------ Dataset section

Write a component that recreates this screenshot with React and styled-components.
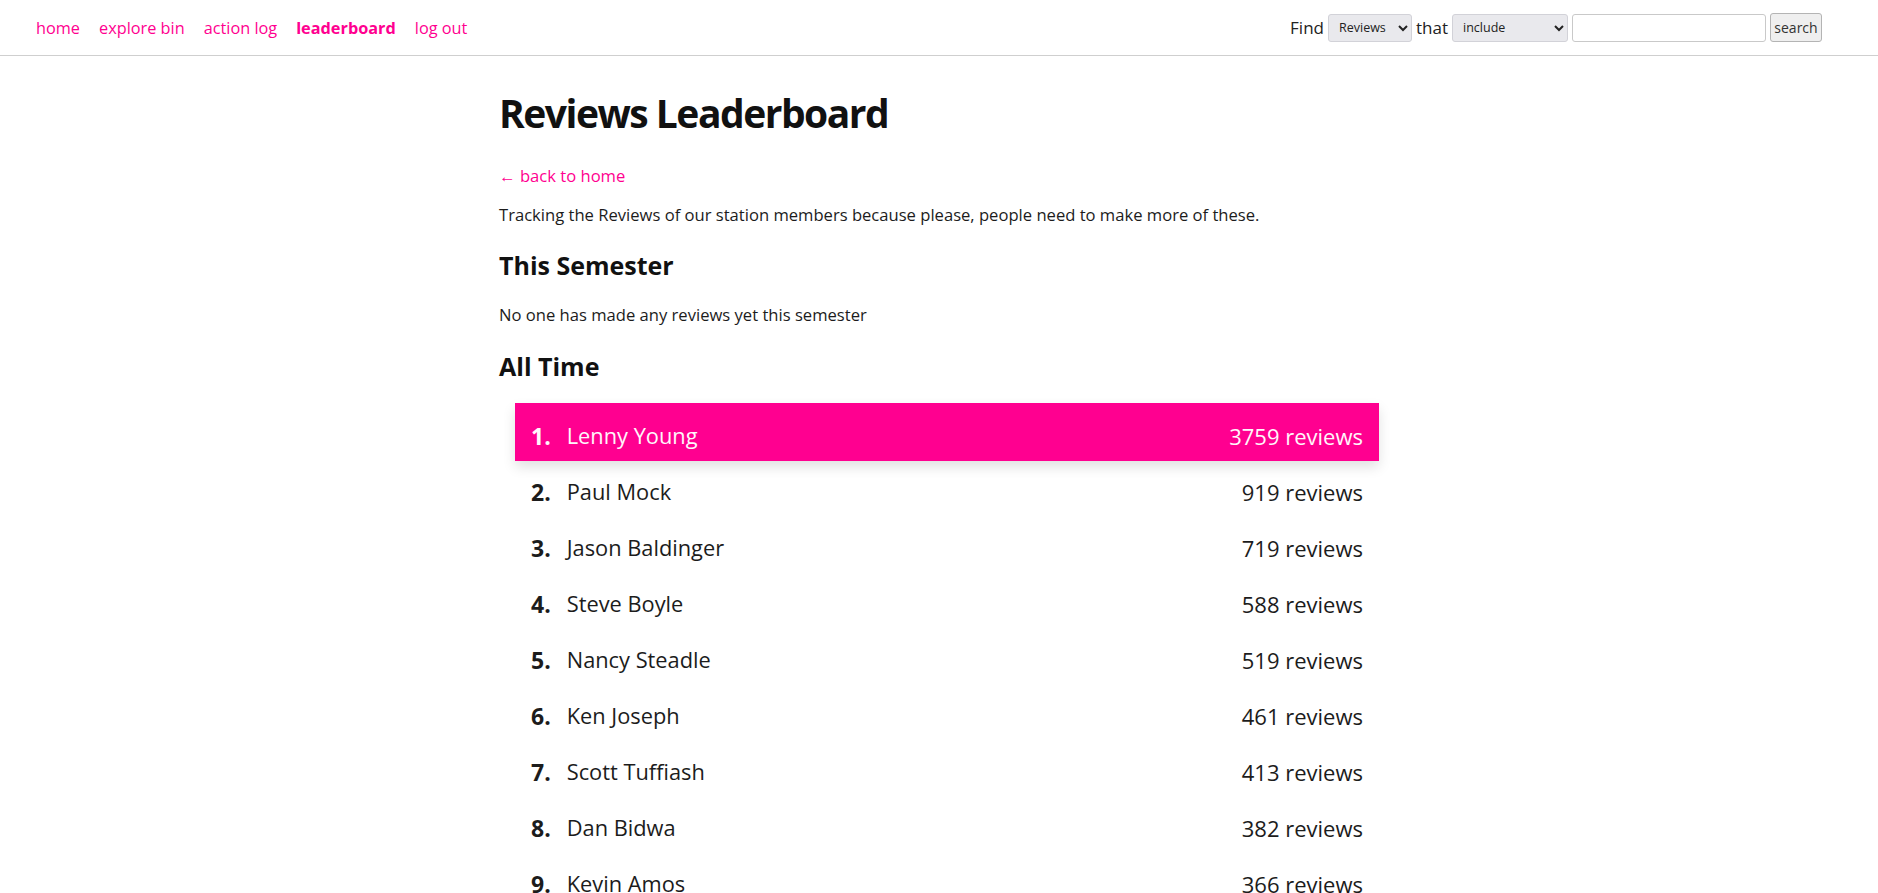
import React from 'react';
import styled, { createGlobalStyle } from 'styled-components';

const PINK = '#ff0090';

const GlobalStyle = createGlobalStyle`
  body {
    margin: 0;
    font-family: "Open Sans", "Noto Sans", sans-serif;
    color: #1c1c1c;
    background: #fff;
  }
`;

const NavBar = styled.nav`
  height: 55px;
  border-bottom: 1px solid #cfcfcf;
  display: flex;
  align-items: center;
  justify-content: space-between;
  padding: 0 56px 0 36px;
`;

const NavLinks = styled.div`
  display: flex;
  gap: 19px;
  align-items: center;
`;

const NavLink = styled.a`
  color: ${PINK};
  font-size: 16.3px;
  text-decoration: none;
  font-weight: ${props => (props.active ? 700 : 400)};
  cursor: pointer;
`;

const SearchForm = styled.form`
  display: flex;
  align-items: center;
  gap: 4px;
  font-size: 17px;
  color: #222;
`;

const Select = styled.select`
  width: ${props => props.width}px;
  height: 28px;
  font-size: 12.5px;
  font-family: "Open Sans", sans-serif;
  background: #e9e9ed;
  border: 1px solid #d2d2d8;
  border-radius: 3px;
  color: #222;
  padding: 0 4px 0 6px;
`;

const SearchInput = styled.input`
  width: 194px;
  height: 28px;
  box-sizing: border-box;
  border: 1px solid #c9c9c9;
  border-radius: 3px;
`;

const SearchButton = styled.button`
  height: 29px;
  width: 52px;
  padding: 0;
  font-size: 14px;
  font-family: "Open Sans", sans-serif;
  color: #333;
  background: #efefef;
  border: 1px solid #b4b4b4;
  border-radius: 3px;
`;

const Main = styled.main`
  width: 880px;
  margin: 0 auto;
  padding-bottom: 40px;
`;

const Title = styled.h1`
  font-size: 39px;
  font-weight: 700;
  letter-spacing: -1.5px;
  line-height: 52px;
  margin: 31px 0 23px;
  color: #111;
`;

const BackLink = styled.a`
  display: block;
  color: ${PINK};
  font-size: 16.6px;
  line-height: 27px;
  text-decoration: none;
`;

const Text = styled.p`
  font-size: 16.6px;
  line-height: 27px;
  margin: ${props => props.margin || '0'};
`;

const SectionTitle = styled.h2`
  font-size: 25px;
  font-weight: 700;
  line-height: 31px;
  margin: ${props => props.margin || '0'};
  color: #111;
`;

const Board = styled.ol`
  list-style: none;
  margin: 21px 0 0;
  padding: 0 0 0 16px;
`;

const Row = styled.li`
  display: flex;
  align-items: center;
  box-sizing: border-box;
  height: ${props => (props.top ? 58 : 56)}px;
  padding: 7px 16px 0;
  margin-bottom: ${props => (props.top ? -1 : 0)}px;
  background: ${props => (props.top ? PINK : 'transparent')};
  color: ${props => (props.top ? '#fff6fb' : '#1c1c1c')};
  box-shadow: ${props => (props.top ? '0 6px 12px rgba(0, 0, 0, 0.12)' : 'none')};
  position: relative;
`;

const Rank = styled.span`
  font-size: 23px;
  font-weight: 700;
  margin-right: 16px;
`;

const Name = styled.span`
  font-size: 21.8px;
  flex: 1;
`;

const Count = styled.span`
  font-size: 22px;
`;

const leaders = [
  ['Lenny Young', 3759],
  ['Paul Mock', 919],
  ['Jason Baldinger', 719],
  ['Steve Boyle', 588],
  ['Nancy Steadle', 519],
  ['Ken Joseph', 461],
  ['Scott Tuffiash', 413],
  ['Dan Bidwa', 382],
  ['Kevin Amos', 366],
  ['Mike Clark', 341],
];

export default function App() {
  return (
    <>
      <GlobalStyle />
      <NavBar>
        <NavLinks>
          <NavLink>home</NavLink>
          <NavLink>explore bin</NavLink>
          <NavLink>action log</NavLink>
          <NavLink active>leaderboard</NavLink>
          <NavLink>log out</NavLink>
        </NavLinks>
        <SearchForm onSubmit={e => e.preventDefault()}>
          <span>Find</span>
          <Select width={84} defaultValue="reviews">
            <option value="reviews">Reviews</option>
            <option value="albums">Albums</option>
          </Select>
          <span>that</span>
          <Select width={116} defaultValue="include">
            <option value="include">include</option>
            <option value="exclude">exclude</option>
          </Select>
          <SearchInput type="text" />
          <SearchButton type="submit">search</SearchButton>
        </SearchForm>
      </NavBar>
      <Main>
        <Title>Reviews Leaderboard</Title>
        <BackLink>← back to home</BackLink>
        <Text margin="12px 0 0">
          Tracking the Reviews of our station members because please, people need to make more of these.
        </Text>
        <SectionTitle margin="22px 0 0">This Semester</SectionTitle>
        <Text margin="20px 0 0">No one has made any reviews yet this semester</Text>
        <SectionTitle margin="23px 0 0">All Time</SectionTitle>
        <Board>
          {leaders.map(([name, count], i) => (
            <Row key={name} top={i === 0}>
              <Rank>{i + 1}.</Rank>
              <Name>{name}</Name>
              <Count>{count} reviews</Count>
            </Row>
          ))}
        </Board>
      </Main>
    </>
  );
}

------------

■ The exercise:
Exactly as written, please give again the lines from the beginning of the listing through the line containing "const PINK = '#ff0090';", inclusive, without any pictures.

■ Solved exercise:
Write a component that recreates this screenshot with React and styled-components.
import React from 'react';
import styled, { createGlobalStyle } from 'styled-components';

const PINK = '#ff0090';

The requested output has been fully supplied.